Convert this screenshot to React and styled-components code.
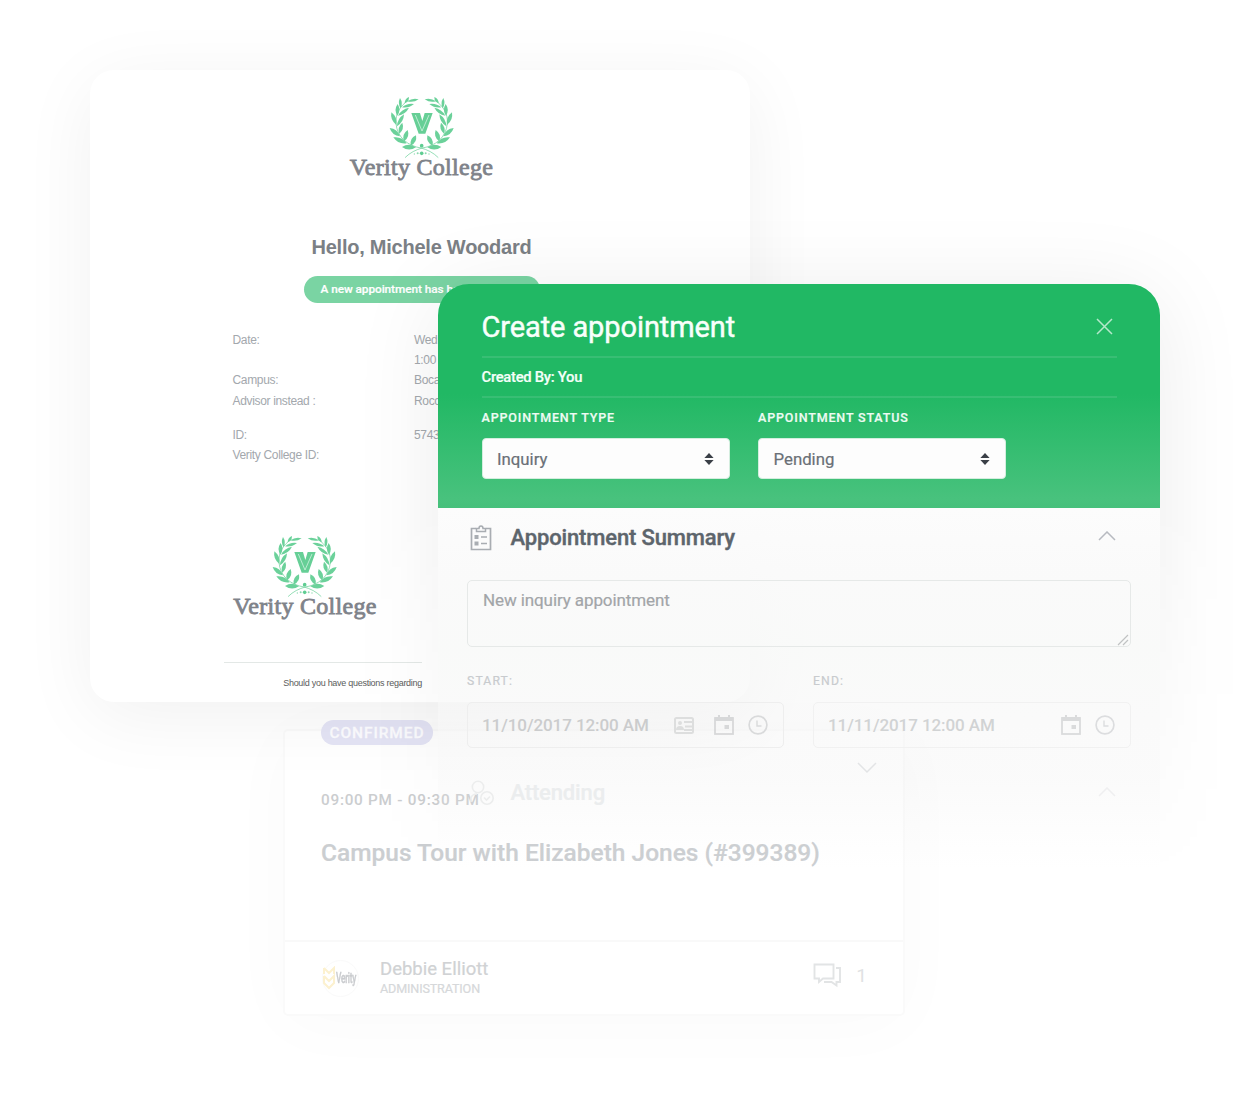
import React from "react";
import styled, { createGlobalStyle } from "styled-components";

const Global = createGlobalStyle`
  * { box-sizing: border-box; }
  body { margin: 0; background: #fff; font-family: Roboto, "Liberation Sans", sans-serif; }
`;

const Canvas = styled.main`
  position: relative;
  width: 1248px;
  height: 1118px;
  overflow: hidden;
  background: #fff;
`;

/* ---------- Text with a fixed measure ---------- */
const Text = styled.span`
  display: block;
  white-space: pre;
  font-size: ${(p) => p.$size}px;
  line-height: ${(p) => p.$line}px;
  font-weight: ${(p) => p.$weight || 400};
  letter-spacing: ${(p) => p.$track || 0}px;
  color: ${(p) => p.$color};
  -webkit-text-stroke: ${(p) => p.$heavy || 0}px ${(p) => p.$color};
`;

/* ---------- Tour card ---------- */
const TourCard = styled.section`
  position: absolute;
  left: 283px;
  top: 729px;
  width: 622px;
  height: 287px;
  display: flex;
  flex-direction: column;
  border: 2px solid #fafafa;
  border-radius: 5px;
  background: #fff;
  box-shadow: 0 8px 70px rgba(0, 0, 0, 0.025);
`;
const TourBody = styled.div`
  flex: 1;
  padding: 0 36px;
`;
const TourTop = styled.div`
  display: flex;
  justify-content: space-between;
  height: 59px;
  & > svg { margin-top: 31px; margin-right: -10px; }
`;
const Pill = styled.span`
  width: 112px;
  height: 25px;
  margin-top: -11px;
  border-radius: 13px;
  background: #e4e4f5;
  display: flex;
  align-items: center;
  justify-content: center;
`;
const TourTitle = styled.div`
  margin-top: 26px;
`;
const TourFooter = styled.footer`
  height: 74px;
  padding: 0 36px 0 37px;
  border-top: 2px solid #f9f9f9;
  display: flex;
  align-items: center;
`;
const Avatar = styled.div`
  width: 37px;
  height: 37px;
  border-radius: 50%;
  border: 1px solid #fafafa;
  display: flex;
  align-items: center;
  gap: 1px;
  margin-right: 21px;
`;
const Squeezed = styled.span`
  font-size: 14px;
  line-height: 20px;
  font-weight: 500;
  color: #cacccf;
  -webkit-text-stroke: 0.4px #cacccf;
  width: 20px;
  letter-spacing: -0.5px;
  transform: scaleX(0.6);
  transform-origin: left;
`;
const Person = styled.div`
  flex: 1;
`;
const Comments = styled.div`
  display: flex;
  align-items: center;
  gap: 14px;
  padding-bottom: 5px;
`;

/* ---------- Letter card ---------- */
const Letter = styled.section`
  position: absolute;
  left: 90px;
  top: 70px;
  width: 660px;
  height: 632px;
  border-radius: 24px;
  background: #fff;
  box-shadow: 0 14px 75px rgba(0, 0, 0, 0.06);
  font-family: "Liberation Sans", Arial, sans-serif;
`;
const LetterHead = styled.header`
  display: flex;
  flex-direction: column;
  align-items: center;
  padding-top: 25px;
  width: 663px;
`;
const LogoBox = styled.div`
  width: 146px;
  display: flex;
  flex-direction: column;
  align-items: center;
`;
const LogoName = styled.span`
  margin-top: -7px;
  font-family: "Liberation Serif", "Times New Roman", serif;
  font-size: 24px;
  line-height: 28px;
  white-space: nowrap;
  color: #7f838a;
  -webkit-text-stroke: 0.8px #7f838a;
  letter-spacing: 0.3px;
`;
const Greeting = styled.h1`
  margin: 54px 0 0;
  font-size: 20px;
  line-height: 24px;
  letter-spacing: -0.24px;
  color: #7b8085;
`;
const Notice = styled.div`
  margin-top: 17px;
  width: 236px;
  height: 27px;
  padding-left: 17px;
  border-radius: 14px;
  background: #7ad4a3;
  font-family: Roboto, sans-serif;
`;
const Facts = styled.dl`
  margin: 27px 0 0 142.5px;
  display: grid;
  grid-template-columns: 181.5px 200px;
  grid-template-rows: 20.2px 20.2px 20.2px 34px 20.2px 20.2px;
  font-size: 12px;
  line-height: 20.4px;
  color: #a3a8ad;
`;
const Fact = styled.dd`
  margin: 0;
  letter-spacing: -0.34px;
  white-space: pre;
`;
const Signature = styled.div`
  margin: 69px 0 0 142px;
`;
const LetterFoot = styled.footer`
  width: 198px;
  margin: 42px 0 0 134px;
  padding-top: 13px;
  border-top: 1px solid #e3e8e6;
  display: flex;
  justify-content: flex-end;
`;

/* ---------- Appointment dialog ---------- */
const ShadowFade = styled.div`
  position: absolute;
  left: 238px;
  top: 84px;
  width: 1010px;
  height: 1000px;
  padding: 200px 88px 0 200px;
  mask-image: linear-gradient(#000 0, #000 420px, transparent 800px);
`;
const ShadowShape = styled.div`
  height: 640px;
  border-radius: 30px;
  box-shadow: 0 10px 90px rgba(0, 0, 0, 0.08);
`;
const Dialog = styled.section`
  position: absolute;
  left: 438px;
  top: 284px;
  width: 722px;
  height: 600px;
  border-radius: 31px 31px 0 0;
  overflow: hidden;
`;
const DialogHead = styled.header`
  height: 224px;
  padding: 0 43px 0 43.5px;
  background: linear-gradient(#21b864 0, #21b864 110px, #48c27d 215px, #46c07b 100%);
`;
const TitleRow = styled.div`
  height: 74px;
  padding-top: 13px;
  display: flex;
  align-items: center;
  justify-content: space-between;
  border-bottom: 2px solid #38be74;
  & > svg { margin-right: 4px; }
`;
const CreatedRow = styled.div`
  height: 40px;
  display: flex;
  align-items: center;
  border-bottom: 2px solid #38be74;
`;
const Selects = styled.div`
  display: flex;
  gap: 28.5px;
  padding-top: 11px;
`;
const Field = styled.label`
  width: ${(p) => p.$width}px;
`;
const SelectBox = styled.div`
  margin-top: 11px;
  height: 41px;
  padding: 0 15px 0 14.5px;
  border-radius: 4px;
  background: #fdfdfd;
  border: 1px solid #d4eedf;
  display: flex;
  align-items: center;
  justify-content: space-between;
`;
const DialogBody = styled.div`
  height: 376px;
  padding: 0 29px;
  background: linear-gradient(
    rgba(252, 252, 252, 1) 0,
    rgba(250, 250, 250, 0.96) 60px,
    rgba(248, 249, 248, 0.85) 140px,
    rgba(245, 245, 245, 0.5) 210px,
    rgba(230, 230, 230, 0.18) 270px,
    rgba(240, 240, 240, 0) 360px
  );
`;
const SectionHead = styled.div`
  display: flex;
  align-items: center;
  height: ${(p) => p.$height}px;
  padding: 0 15px 0 3px;
  gap: 18.5px;
  & > span { flex: 1; }
  & > svg:last-child { margin-bottom: 3px; }
`;
const AttendingHead = styled(SectionHead)`
  margin-top: 15px;
  & > svg:first-child { margin-right: -2px; }
`;
const NoteBox = styled.div`
  margin-top: 13px;
  height: 67px;
  padding: 8px 1px 0 15px;
  border: 1px solid #e6e9e8;
  border-radius: 5px;
  display: flex;
  justify-content: space-between;
  & > svg { align-self: flex-end; }
`;
const Dates = styled.div`
  display: flex;
  gap: 29px;
  padding-top: 26px;
`;
const DateBox = styled.div`
  margin-top: 12px;
  height: 46px;
  padding: 0 15px 0 14px;
  border: 1px solid ${(p) => p.$line};
  border-radius: 5px;
  display: flex;
  align-items: center;
  & > span { flex: 1; }
`;
const IconRow = styled.div`
  display: flex;
  align-items: center;
  gap: ${(p) => p.$gap || 13}px;
`;

/* ---------- Drawings ---------- */
const LEAVES = [
  [228, 187, 186, 186, 10],
  [212, 182, 228, 151, 9.5],
  [200, 175, 160, 157, 9.5],
  [192, 169, 203, 135, 9.5],
  [180, 154, 149, 129, 9],
  [178, 146, 187, 113, 8],
  [169, 120, 154, 82, 8.5],
  [171, 124, 192, 88, 7.5],
  [172, 92, 173, 57, 8],
  [174, 92, 207, 68, 7],
  [182, 70, 180, 39, 6],
  [186, 67, 222, 57, 6],
  [194, 55, 207, 36, 5.5],
  [202, 49, 236, 43, 5.5],
];

const leafPath = ([x1, y1, x2, y2, w]) => {
  const dx = x2 - x1;
  const dy = y2 - y1;
  const len = Math.hypot(dx, dy);
  const nx = (-dy / len) * w * 1.45;
  const ny = (dx / len) * w * 1.45;
  const mx = x1 + dx * 0.5;
  const my = y1 + dy * 0.5;
  return `M${x1} ${y1}Q${mx + nx} ${my + ny} ${x2} ${y2}Q${mx - nx} ${my - ny} ${x1} ${y1}Z`;
};

const Branch = () => (
  <g>
    <path
      d="M205 46C178 64 166 88 168 115C171 158 205 183 243 189C262 194 280 203 294 217"
      fill="none"
      stroke="#7bd6a5"
      strokeWidth="2.4"
      strokeLinecap="round"
    />
    {LEAVES.map((leaf) => (
      <path key={leaf.join()} d={leafPath(leaf)} fill="#6bd19a" />
    ))}
  </g>
);

const Wreath = () => (
  <svg width="66" height="65" viewBox="147 30 198 195">
    <Branch />
    <g transform="translate(490 0) scale(-1 1)">
      <Branch />
    </g>
    <path d="M214 84H240L247 108L254 84H278L256 146H236Z" fill="#66cf96" />
    <path d="M226 90L246 138L267 90" fill="none" stroke="#c9f0db" strokeWidth="2.6" />
    <circle cx="245" cy="182" r="5.5" fill="#5fcd92" />
    <circle cx="245" cy="205" r="5.5" fill="#5fcd92" />
    <g fill="#8bdab0">
      <circle cx="233" cy="205" r="3" />
      <circle cx="257" cy="205" r="3" />
      <circle cx="223" cy="207" r="2" />
      <circle cx="267" cy="207" r="2" />
    </g>
  </svg>
);

const Logo = () => (
  <LogoBox>
    <Wreath />
    <LogoName>Verity College</LogoName>
  </LogoBox>
);

const Line = ({ w, h, d, color, sw = 1.5 }) => (
  <svg width={w} height={h} viewBox={`0 0 ${w} ${h}`} fill="none" stroke={color} strokeWidth={sw}>
    <path d={d} />
  </svg>
);

const Sorter = () => (
  <svg width="10" height="12" viewBox="0 0 10 12" fill="#3a3f47">
    <path d="M5 0L9.6 5H.4Z" />
    <path d="M5 12L9.6 7H.4Z" />
  </svg>
);

const Clipboard = () => (
  <svg width="22" height="26" viewBox="0 0 22 26" fill="none" stroke="#a9adb2" strokeWidth="1.7">
    <path d="M6 3.5H1.5V24.5H20.5V3.5H16" />
    <path d="M6.5 6.5V3.5H9Q9 1 11 1T13 3.5H15.5V6.5Z" strokeWidth="1.5" />
    <path d="M11 12H17M11 18.5H17" strokeWidth="1.3" />
    <path d="M4.5 10H8.5V14H4.5ZM4.5 16.5H8.5V20.5H4.5Z" fill="#a9adb2" stroke="none" />
  </svg>
);

const CardIcon = ({ color }) => (
  <svg width="20" height="17" viewBox="0 0 20 17">
    <rect x="1" y="1" width="18" height="15" rx="1.5" fill="none" stroke={color} strokeWidth="2" />
    <circle cx="6" cy="6" r="2" fill={color} />
    <path d="M2 13Q2 9 6 9T10 13ZM10 4H18V6H10ZM11 8.5H18V10.5H11ZM10 12H18V14H10Z" fill={color} />
  </svg>
);

const Calendar = ({ color }) => (
  <svg width="20" height="20" viewBox="0 0 20 20">
    <rect x="1" y="3" width="18" height="16" fill="none" stroke={color} strokeWidth="1.8" />
    <path d="M1 2H19V6H1ZM4 0H6V3H4ZM14 0H16V3H14ZM10.5 10H15V14H10.5Z" fill={color} />
  </svg>
);

const Clock = ({ color }) => (
  <svg width="20" height="20" viewBox="0 0 20 20" fill="none" stroke={color} strokeWidth="1.7">
    <circle cx="10" cy="10" r="8.9" />
    <path d="M9 5.5V11H13.5" strokeWidth="1.4" />
  </svg>
);

const PersonClock = () => (
  <svg width="24" height="26" viewBox="0 0 24 26" fill="none" stroke="#eceded" strokeWidth="1.6">
    <circle cx="8" cy="7" r="5.7" />
    <path d="M1 22V18Q2 14 7 14" />
    <circle cx="17" cy="18" r="6.2" />
    <path d="M14 17.5L16.5 20L20 16.5" />
  </svg>
);

const Bubbles = () => (
  <svg width="29" height="25" viewBox="0 0 29 25" fill="none" stroke="#e2e4e5" strokeWidth="1.9">
    <path d="M1.5 1.5H20.5V15.5H10L6 19V15.5H1.5Z" />
    <path d="M23 5H27V19H23.5V22.5L18.5 19H11" />
  </svg>
);

const Chevrons = () => (
  <svg width="12" height="24" viewBox="0 0 12 24" fill="none" stroke="#fcf1cf" strokeWidth="2">
    <path d="M1 2L6 7L11 2V8M1 2V8M1 10L6 15L11 10V17L6 22L1 17V10" />
  </svg>
);

/* ---------- Screen ---------- */
export default function App() {
  return (
    <Canvas>
      <Global />

      <TourCard>
        <TourBody>
          <TourTop>
            <Pill>
              <Text $size={15.5} $line={24} $weight={500} $track={0.9} $heavy={0.3} $color="#fcfcff">
                CONFIRMED
              </Text>
            </Pill>
            <Line w={20} h={12} d="M1 1L10 10L19 1" color="#e0e2e4" />
          </TourTop>
          <Text $size={15.3} $line={21} $weight={500} $track={0.75} $color="#cbcdcf">
            09:00 PM - 09:30 PM
          </Text>
          <TourTitle>
            <Text $size={24.5} $line={32} $weight={500} $heavy={0.2} $color="#cbced1">
              Campus Tour with Elizabeth Jones (#399389)
            </Text>
          </TourTitle>
        </TourBody>
        <TourFooter>
          <Avatar>
            <Chevrons />
            <Squeezed>Verity</Squeezed>
          </Avatar>
          <Person>
            <Text $size={18.5} $line={21} $heavy={0.2} $color="#d0d2d4">
              Debbie Elliott
            </Text>
            <Text $size={12.6} $line={18} $track={-0.15} $heavy={0.2} $color="#d6d8da">
              ADMINISTRATION
            </Text>
          </Person>
          <Comments>
            <Bubbles />
            <Text $size={19} $line={22} $color="#e0e2e3">
              1
            </Text>
          </Comments>
        </TourFooter>
      </TourCard>

      <Letter>
        <LetterHead>
          <Logo />
          <Greeting>Hello, Michele Woodard</Greeting>
          <Notice>
            <Text $size={11.8} $line={27} $weight={500} $heavy={0.2} $track={-0.05} $color="#fff">
              A new appointment has been
            </Text>
          </Notice>
        </LetterHead>
        <Facts>
          <Fact as="dt">Date:</Fact>
          <Fact>Wednesday</Fact>
          <Fact as="dt" />
          <Fact>1:00 PM</Fact>
          <Fact as="dt">Campus:</Fact>
          <Fact>Boca</Fact>
          <Fact as="dt">Advisor instead :</Fact>
          <Fact>Rocco</Fact>
          <Fact as="dt">ID:</Fact>
          <Fact>574339</Fact>
          <Fact as="dt">Verity College ID:</Fact>
        </Facts>
        <Signature>
          <Logo />
        </Signature>
        <LetterFoot>
          <Text $size={9} $line={14} $track={-0.28} $color="#5c5c5c">
            Should you have questions regarding
          </Text>
        </LetterFoot>
      </Letter>

      <ShadowFade>
        <ShadowShape />
      </ShadowFade>

      <Dialog>
        <DialogHead>
          <TitleRow>
            <Text $size={29} $line={36} $track={-0.1} $heavy={0.45} $color="#f8fffb">
              Create appointment
            </Text>
            <Line w={17} h={17} d="M1 1L16 16M16 1L1 16" color="#b5e8cb" />
          </TitleRow>
          <CreatedRow>
            <Text $size={14.8} $line={20} $weight={500} $track={-0.28} $heavy={0.2} $color="#f4fff8">
              Created By: You
            </Text>
          </CreatedRow>
          <Selects>
            <Field $width={248}>
              <Text $size={12.5} $line={18} $weight={500} $track={0.85} $heavy={0.2} $color="#eefbf3">
                APPOINTMENT TYPE
              </Text>
              <SelectBox>
                <Text $size={16.8} $line={24} $heavy={0.2} $color="#6a7077">
                  Inquiry
                </Text>
                <Sorter />
              </SelectBox>
            </Field>
            <Field $width={248}>
              <Text $size={12.5} $line={18} $weight={500} $track={0.85} $heavy={0.2} $color="#eefbf3">
                APPOINTMENT STATUS
              </Text>
              <SelectBox>
                <Text $size={16.8} $line={24} $heavy={0.2} $color="#6a7077">
                  Pending
                </Text>
                <Sorter />
              </SelectBox>
            </Field>
          </Selects>
        </DialogHead>
        <DialogBody>
          <SectionHead $height={59}>
            <Clipboard />
            <Text $size={22} $line={28} $weight={500} $track={-0.15} $heavy={0.4} $color="#5d656c">
              Appointment Summary
            </Text>
            <Line w={18} h={10} d="M1 9L9 1L17 9" color="#b7bac0" />
          </SectionHead>
          <NoteBox>
            <Text $size={17} $line={23} $track={-0.1} $heavy={0.2} $color="#a2a5a8">
              New inquiry appointment
            </Text>
            <Line w={12} h={12} d="M1 11L11 1M6 11L11 6" color="#c0c2c3" sw={1.2} />
          </NoteBox>
          <Dates>
            <Field $width={317}>
              <Text $size={12.2} $line={17} $track={1.15} $heavy={0.2} $color="#c8cbce">
                START:
              </Text>
              <DateBox $line="#eeeeee">
                <Text $size={17} $line={22} $weight={500} $track={-0.08} $color="#cbcccd">
                  11/10/2017 12:00 AM
                </Text>
                <IconRow $gap={20}>
                  <CardIcon color="#dddede" />
                  <IconRow $gap={14}>
                    <Calendar color="#d7d8d9" />
                    <Clock color="#d9dadb" />
                  </IconRow>
                </IconRow>
              </DateBox>
            </Field>
            <Field $width={318}>
              <Text $size={12.2} $line={17} $track={1.15} $heavy={0.2} $color="#c8cbce">
                END:
              </Text>
              <DateBox $line="#f1f1f1">
                <Text $size={17} $line={22} $weight={500} $track={-0.08} $color="#d1d3d4">
                  11/11/2017 12:00 AM
                </Text>
                <IconRow $gap={14}>
                  <Calendar color="#dadbdc" />
                  <Clock color="#dcdddf" />
                </IconRow>
              </DateBox>
            </Field>
          </Dates>
          <AttendingHead $height={60}>
            <PersonClock />
            <Text $size={22} $line={28} $weight={500} $track={-0.15} $heavy={0.2} $color="#ebedee">
              Attending
            </Text>
            <Line w={18} h={10} d="M1 9L9 1L17 9" color="#efeff0" />
          </AttendingHead>
        </DialogBody>
      </Dialog>
    </Canvas>
  );
}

□ □ □

The lines to collect are those holding the string "React"; copy them all.

▸ The output
Convert this screenshot to React and styled-components code.
import React from "react";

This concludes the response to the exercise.